---------- SUPPLIED RECORDS ----------

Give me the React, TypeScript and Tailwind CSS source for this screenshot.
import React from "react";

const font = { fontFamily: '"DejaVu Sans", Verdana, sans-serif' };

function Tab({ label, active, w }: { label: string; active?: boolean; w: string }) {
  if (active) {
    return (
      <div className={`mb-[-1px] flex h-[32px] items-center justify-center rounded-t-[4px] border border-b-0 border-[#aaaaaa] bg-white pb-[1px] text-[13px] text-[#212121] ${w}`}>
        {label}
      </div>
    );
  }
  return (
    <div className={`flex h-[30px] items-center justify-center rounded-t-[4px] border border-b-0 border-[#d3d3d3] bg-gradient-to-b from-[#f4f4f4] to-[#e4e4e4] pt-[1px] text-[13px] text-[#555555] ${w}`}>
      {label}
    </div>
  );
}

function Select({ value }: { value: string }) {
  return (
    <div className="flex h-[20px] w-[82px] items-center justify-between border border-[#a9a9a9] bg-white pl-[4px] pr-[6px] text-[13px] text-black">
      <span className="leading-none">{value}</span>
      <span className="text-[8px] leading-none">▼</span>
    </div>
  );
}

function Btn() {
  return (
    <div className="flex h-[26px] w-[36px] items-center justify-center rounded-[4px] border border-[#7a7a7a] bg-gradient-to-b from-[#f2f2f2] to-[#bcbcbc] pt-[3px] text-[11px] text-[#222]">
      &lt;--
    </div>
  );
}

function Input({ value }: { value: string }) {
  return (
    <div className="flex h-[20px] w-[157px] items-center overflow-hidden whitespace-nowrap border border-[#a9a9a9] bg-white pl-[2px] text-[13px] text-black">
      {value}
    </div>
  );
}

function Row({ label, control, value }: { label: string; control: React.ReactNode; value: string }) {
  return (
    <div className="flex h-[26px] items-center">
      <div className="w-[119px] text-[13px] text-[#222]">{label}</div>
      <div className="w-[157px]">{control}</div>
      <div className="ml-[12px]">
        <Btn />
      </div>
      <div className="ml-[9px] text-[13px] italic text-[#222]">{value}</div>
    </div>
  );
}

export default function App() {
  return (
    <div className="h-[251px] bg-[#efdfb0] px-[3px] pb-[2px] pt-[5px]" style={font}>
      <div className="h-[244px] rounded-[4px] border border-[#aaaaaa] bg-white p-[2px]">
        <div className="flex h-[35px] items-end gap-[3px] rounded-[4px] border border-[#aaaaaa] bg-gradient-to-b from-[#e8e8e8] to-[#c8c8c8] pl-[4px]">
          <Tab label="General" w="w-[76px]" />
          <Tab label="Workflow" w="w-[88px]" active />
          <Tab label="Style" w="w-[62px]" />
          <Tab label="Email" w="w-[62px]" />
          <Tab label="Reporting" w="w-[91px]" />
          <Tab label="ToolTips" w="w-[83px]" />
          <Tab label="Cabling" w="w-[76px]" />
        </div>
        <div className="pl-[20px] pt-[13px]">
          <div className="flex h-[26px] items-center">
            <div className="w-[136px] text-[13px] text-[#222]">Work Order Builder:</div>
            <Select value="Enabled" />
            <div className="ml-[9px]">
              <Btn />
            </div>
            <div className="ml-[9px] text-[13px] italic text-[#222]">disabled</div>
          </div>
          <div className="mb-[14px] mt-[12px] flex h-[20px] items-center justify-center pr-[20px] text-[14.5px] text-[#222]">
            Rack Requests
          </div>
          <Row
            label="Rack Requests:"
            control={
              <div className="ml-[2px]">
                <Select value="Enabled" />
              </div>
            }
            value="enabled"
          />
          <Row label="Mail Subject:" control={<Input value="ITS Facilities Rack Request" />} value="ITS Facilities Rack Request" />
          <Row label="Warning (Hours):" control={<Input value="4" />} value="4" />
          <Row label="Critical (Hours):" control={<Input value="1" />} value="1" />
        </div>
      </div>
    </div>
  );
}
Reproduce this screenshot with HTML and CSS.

----------

*WHAT TO PRODUCE:* Extract all of the data above and output it character for character.

*EXERCISE OUTPUT:*
Give me the React, TypeScript and Tailwind CSS source for this screenshot.
import React from "react";

const font = { fontFamily: '"DejaVu Sans", Verdana, sans-serif' };

function Tab({ label, active, w }: { label: string; active?: boolean; w: string }) {
  if (active) {
    return (
      <div className={`mb-[-1px] flex h-[32px] items-center justify-center rounded-t-[4px] border border-b-0 border-[#aaaaaa] bg-white pb-[1px] text-[13px] text-[#212121] ${w}`}>
        {label}
      </div>
    );
  }
  return (
    <div className={`flex h-[30px] items-center justify-center rounded-t-[4px] border border-b-0 border-[#d3d3d3] bg-gradient-to-b from-[#f4f4f4] to-[#e4e4e4] pt-[1px] text-[13px] text-[#555555] ${w}`}>
      {label}
    </div>
  );
}

function Select({ value }: { value: string }) {
  return (
    <div className="flex h-[20px] w-[82px] items-center justify-between border border-[#a9a9a9] bg-white pl-[4px] pr-[6px] text-[13px] text-black">
      <span className="leading-none">{value}</span>
      <span className="text-[8px] leading-none">▼</span>
    </div>
  );
}

function Btn() {
  return (
    <div className="flex h-[26px] w-[36px] items-center justify-center rounded-[4px] border border-[#7a7a7a] bg-gradient-to-b from-[#f2f2f2] to-[#bcbcbc] pt-[3px] text-[11px] text-[#222]">
      &lt;--
    </div>
  );
}

function Input({ value }: { value: string }) {
  return (
    <div className="flex h-[20px] w-[157px] items-center overflow-hidden whitespace-nowrap border border-[#a9a9a9] bg-white pl-[2px] text-[13px] text-black">
      {value}
    </div>
  );
}

function Row({ label, control, value }: { label: string; control: React.ReactNode; value: string }) {
  return (
    <div className="flex h-[26px] items-center">
      <div className="w-[119px] text-[13px] text-[#222]">{label}</div>
      <div className="w-[157px]">{control}</div>
      <div className="ml-[12px]">
        <Btn />
      </div>
      <div className="ml-[9px] text-[13px] italic text-[#222]">{value}</div>
    </div>
  );
}

export default function App() {
  return (
    <div className="h-[251px] bg-[#efdfb0] px-[3px] pb-[2px] pt-[5px]" style={font}>
      <div className="h-[244px] rounded-[4px] border border-[#aaaaaa] bg-white p-[2px]">
        <div className="flex h-[35px] items-end gap-[3px] rounded-[4px] border border-[#aaaaaa] bg-gradient-to-b from-[#e8e8e8] to-[#c8c8c8] pl-[4px]">
          <Tab label="General" w="w-[76px]" />
          <Tab label="Workflow" w="w-[88px]" active />
          <Tab label="Style" w="w-[62px]" />
          <Tab label="Email" w="w-[62px]" />
          <Tab label="Reporting" w="w-[91px]" />
          <Tab label="ToolTips" w="w-[83px]" />
          <Tab label="Cabling" w="w-[76px]" />
        </div>
        <div className="pl-[20px] pt-[13px]">
          <div className="flex h-[26px] items-center">
            <div className="w-[136px] text-[13px] text-[#222]">Work Order Builder:</div>
            <Select value="Enabled" />
            <div className="ml-[9px]">
              <Btn />
            </div>
            <div className="ml-[9px] text-[13px] italic text-[#222]">disabled</div>
          </div>
          <div className="mb-[14px] mt-[12px] flex h-[20px] items-center justify-center pr-[20px] text-[14.5px] text-[#222]">
            Rack Requests
          </div>
          <Row
            label="Rack Requests:"
            control={
              <div className="ml-[2px]">
                <Select value="Enabled" />
              </div>
            }
            value="enabled"
          />
          <Row label="Mail Subject:" control={<Input value="ITS Facilities Rack Request" />} value="ITS Facilities Rack Request" />
          <Row label="Warning (Hours):" control={<Input value="4" />} value="4" />
          <Row label="Critical (Hours):" control={<Input value="1" />} value="1" />
        </div>
      </div>
    </div>
  );
}
Reproduce this screenshot with HTML and CSS.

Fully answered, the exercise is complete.